Berlin truck attack suspect killed in Milan police shootout

Anis Amri
The wanted photo issued by German federal police on Wednesday, Dec. 21, 2016 shows 24-year-old Tunisian Anis Amri who is suspected of being involved in the fatal attack on the Christmas market in Berlin on Dec. 19, 2016. The Tunisian man suspected of driving a truck into a crowded Christmas market in Berlin was killed early Friday Dec. 23, 2016 in a shootout with police in Milan, ending a Europe-wide manhunt, Italy's interior minister said.(German police via AP)

ROME (AP) — The Tunisian man suspected of driving a truck into a crowded Christmas market in Berlin was killed early Friday in a shootout with police in Milan, ending a Europe-wide manhunt, Italy’s interior minister said.

Checks conducted after the shootout showed “the person killed, without a shadow of a doubt, is Anis Amri, the suspect of the terrorist attack,” Interior Minister Marco Minniti said.

The Islamic State group claimed responsibility for the Monday attack in Berlin, which killed 12 and injured 56 others.

Amri, 24, who had spent time in prison in Italy, was stopped by two officers during a routine police check in the Sesto San Giovanni neighborhood of Milan early Friday. He pulled a gun from his backpack after being asked to show his identity papers and was killed in the ensuing shootout.

One of the officers was shot and is in the hospital, but his condition is not life-threatening, Minniti said. The other officer fatally shot Amri.

German authorities said they were still awaiting official confirmation that the person killed in Milan was Amri, but German Interior Ministry spokesman Tobias Plate said, “should this turn out to be true, then the Interior Ministry is relieved that this person doesn’t pose a threat anymore.”

It was unclear how and when Amri traveled from Berlin to Milan. German authorities issued a Europe-wide wanted notice for him on Wednesday, two days after the attack.
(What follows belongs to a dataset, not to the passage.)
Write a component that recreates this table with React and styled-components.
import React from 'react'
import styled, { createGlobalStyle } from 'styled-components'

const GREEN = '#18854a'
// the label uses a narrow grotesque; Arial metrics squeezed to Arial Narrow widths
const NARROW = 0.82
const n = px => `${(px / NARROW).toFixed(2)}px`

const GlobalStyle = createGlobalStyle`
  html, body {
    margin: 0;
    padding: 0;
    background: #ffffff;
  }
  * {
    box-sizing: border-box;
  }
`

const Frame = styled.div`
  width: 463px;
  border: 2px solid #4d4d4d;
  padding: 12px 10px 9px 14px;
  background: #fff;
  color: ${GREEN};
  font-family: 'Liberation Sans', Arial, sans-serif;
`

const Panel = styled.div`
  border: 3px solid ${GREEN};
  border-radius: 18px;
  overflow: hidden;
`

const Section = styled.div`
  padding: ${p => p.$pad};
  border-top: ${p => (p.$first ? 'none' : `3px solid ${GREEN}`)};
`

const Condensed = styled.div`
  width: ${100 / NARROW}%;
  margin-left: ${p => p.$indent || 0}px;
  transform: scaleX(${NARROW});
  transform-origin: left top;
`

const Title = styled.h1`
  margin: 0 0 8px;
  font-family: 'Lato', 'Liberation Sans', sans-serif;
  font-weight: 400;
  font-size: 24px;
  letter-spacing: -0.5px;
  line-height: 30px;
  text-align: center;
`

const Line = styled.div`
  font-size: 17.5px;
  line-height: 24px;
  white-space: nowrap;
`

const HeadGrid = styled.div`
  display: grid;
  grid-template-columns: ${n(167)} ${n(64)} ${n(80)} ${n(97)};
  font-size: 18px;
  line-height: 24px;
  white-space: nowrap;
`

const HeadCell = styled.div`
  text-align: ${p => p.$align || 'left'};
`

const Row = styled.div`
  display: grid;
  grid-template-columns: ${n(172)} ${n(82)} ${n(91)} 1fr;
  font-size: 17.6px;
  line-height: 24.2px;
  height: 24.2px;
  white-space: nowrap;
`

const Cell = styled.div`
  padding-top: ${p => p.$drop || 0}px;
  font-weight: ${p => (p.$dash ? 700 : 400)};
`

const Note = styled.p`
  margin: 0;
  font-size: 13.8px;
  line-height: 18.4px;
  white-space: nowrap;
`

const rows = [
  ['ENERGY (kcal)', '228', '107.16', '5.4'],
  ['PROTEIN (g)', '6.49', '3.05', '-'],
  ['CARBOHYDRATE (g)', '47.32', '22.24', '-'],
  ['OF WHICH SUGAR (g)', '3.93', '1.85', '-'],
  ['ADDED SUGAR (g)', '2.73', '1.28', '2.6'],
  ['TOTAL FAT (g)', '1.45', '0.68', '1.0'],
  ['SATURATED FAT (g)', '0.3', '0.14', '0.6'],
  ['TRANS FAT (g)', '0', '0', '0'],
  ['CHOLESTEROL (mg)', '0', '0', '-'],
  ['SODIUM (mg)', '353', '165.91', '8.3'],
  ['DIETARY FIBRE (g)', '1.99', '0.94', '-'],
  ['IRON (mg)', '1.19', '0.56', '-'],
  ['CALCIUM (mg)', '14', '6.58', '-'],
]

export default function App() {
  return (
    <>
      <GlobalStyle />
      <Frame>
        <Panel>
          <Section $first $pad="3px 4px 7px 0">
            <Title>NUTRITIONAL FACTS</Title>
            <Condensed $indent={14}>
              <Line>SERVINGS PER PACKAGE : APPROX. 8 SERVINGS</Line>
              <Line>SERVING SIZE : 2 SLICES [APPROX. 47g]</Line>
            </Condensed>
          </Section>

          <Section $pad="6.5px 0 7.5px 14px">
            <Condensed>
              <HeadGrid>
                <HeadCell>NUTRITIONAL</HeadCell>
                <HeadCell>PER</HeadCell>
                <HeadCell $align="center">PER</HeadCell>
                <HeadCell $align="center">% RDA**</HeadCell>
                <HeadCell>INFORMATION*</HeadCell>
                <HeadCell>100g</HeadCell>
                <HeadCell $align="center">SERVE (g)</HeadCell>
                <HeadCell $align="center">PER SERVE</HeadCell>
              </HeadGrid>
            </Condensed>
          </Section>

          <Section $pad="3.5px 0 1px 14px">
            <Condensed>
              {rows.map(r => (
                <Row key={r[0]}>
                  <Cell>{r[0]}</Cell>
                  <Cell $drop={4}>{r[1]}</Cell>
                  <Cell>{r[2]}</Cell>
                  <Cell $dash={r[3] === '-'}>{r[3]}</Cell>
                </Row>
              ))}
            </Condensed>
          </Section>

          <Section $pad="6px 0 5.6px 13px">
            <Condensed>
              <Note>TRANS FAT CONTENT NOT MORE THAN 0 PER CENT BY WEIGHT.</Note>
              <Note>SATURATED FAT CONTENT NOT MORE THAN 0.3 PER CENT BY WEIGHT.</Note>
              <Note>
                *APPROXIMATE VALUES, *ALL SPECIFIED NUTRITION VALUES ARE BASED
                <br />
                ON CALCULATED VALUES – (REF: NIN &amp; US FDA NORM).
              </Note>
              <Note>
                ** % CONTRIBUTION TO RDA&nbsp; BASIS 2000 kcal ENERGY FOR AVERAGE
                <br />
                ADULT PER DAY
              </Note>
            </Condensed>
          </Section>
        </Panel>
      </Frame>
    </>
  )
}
Authorities say Amri has used at least six different names and three nationalities in his travels around Europe.

He left Tunisia in the wake of the 2011 Arab Spring uprisings and initially spent time in Italy.

He was repeatedly transferred among Sicilian prisons for bad conduct, with prison records saying he bullied inmates and tried to spark insurrections. He served 3 ½ years for setting a fire at a refugee center and making threats, among other things — but Italy apparently detected no signs that he was becoming radicalized.

German authorities had deemed Amri, who arrived in the country last year, a potential threat long before the attack this week — and even kept him under covert surveillance for six months this year.

They had been trying to deport him after his asylum application was rejected in July but were unable to do so because he lacked valid identity papers and Tunisia initially denied that he was a citizen.